Thanks for the great idea Bryan. Would you still use Rockwool or Corning 703 in-between the furring strips? Also, do you know if acoustic glue or Green Glue would be strong enough to attach the QuietRock to the furring strips rather than sheet rock screws? I would think that would even provide better isolation and flex.


----------



## bpape (Sep 14, 2006)

Green Glue is kind of a misnomer. It's not really a glue. You still need to use screws. Even if it were, I wouldn't trust just glue for something that's going to move like that. 

Yes - you'd still insulate in the cavities as much as possible. Just use a lighter density mineral wool. No need or performance gains to be had in that thickness from the extra money for 703 or heavier mass mineral wool.

Bryan


----------



## LaserDisk (Nov 21, 2010)

Thank you very much Brian for your expertise. :T

Sandy


----------



## LaserDisk (Nov 21, 2010)

Bryan,

Yesterday I watched several videos on YouTube of QuietRock installations and noticed in all that the QuietRock was installed directly to the studs. Wouldn't it be more effective to install QuietRock to Genie Clips or IsoMax clips to decouple it from the studs?


----------



## bpape (Sep 14, 2006)

Certainly. Clips and hat channel provide an additional layer of isolation in addition to the mass of the quietrock. Personally, if time isn't an issues, I think 2 layers of standard drywall and Green Glue is a better solution for less money. 

Bryan


----------



## ALMFamily (Oct 19, 2011)

I totally concur with Bryan - I originally had plans to use QuietRock. I then checked into the price -$80 a sheet. Way more cost effective to do DD and GG as well as more mass as Bryan said......


----------



## LaserDisk (Nov 21, 2010)

$80 a sheet, I'm sure it's worth it, but it makes you think doesn't it? 

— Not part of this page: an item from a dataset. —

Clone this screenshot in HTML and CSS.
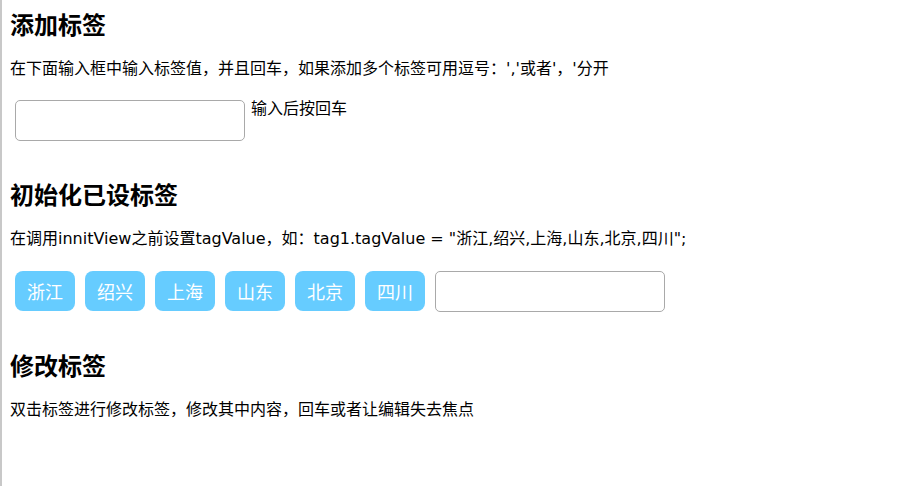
FILE: index.html
```html
<!DOCTYPE html>
<html lang="zh">
<head>
<meta charset="utf-8">
<title>标签</title>
<link rel="stylesheet" href="styles.css">
</head>
<body>
<div class="page">
  <h2 class="title">添加标签</h2>
  <p class="desc">在下面输入框中输入标签值，并且回车，如果添加多个标签可用逗号：','或者'，'分开</p>
  <div class="row">
    <input class="tag-input" type="text">
    <span class="hint">输入后按回车</span>
  </div>

  <h2 class="title">初始化已设标签</h2>
  <p class="desc">在调用innitView之前设置tagValue，如：tag1.tagValue = "浙江,绍兴,上海,山东,北京,四川";</p>
  <div class="row tags">
    <span class="tag">浙江</span>
    <span class="tag">绍兴</span>
    <span class="tag">上海</span>
    <span class="tag">山东</span>
    <span class="tag">北京</span>
    <span class="tag">四川</span>
    <input class="tag-input" type="text">
  </div>

  <h2 class="title">修改标签</h2>
  <p class="desc">双击标签进行修改标签，修改其中内容，回车或者让编辑失去焦点</p>
</div>
</body>
</html>
```
FILE: styles.css
```css
html, body {
  margin: 0;
  padding: 0;
  height: 100%;
  background: #fff;
}
body {
  font-family: "Noto Sans CJK SC", "Noto Sans", sans-serif;
  color: #000;
  font-size: 16px;
}
.page {
  min-height: 100%;
  box-sizing: border-box;
  border-left: 2px solid #c8c8c8;
  padding-left: 8px;
  padding-top: 1px;
}
.title {
  margin: 8px 0 0;
  font-size: 24px;
  line-height: 30px;
  font-weight: bold;
}
.row + .title {
  margin-top: 38px;
}
.desc {
  margin: 20px 0 0;
  line-height: 20px;
  font-size: 16px;
  font-family: "DejaVu Sans", "Noto Sans CJK SC", sans-serif;
}
.row {
  display: flex;
  align-items: flex-start;
  margin-top: 21px;
  padding-left: 5px;
}
.tag-input {
  width: 230px;
  height: 41px;
  box-sizing: border-box;
  margin: 0;
  border: 1px solid #a9a9a9;
  border-radius: 5px;
  background: #fff;
  font-family: inherit;
  font-size: 14px;
  padding: 0 8px;
}
.hint {
  margin-left: 6px;
  line-height: 14px;
  font-size: 16px;
}
.tags {
  gap: 10px;
  margin-top: 22px;
}
.tag {
  width: 60px;
  height: 40px;
  display: flex;
  align-items: center;
  justify-content: center;
  background: #66ccff;
  color: #fff;
  border-radius: 8px;
  font-size: 18px;
}
```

My concern with the Green Glue and clips method, will the clips and hat channel support two layers of 1/2" or 5/8" sheet rock. The clips are rated at 45 - 60 lbs max with 22 ga steel furring. According to the chart below, 2 layers of 4' x 10' x 1/2" would weigh 136 lbs and then there's the Green Glue, sheet rock screws, tape, mud, paint and . . . I guess that's why in the YouTube videos you see them nailing directly to the studs.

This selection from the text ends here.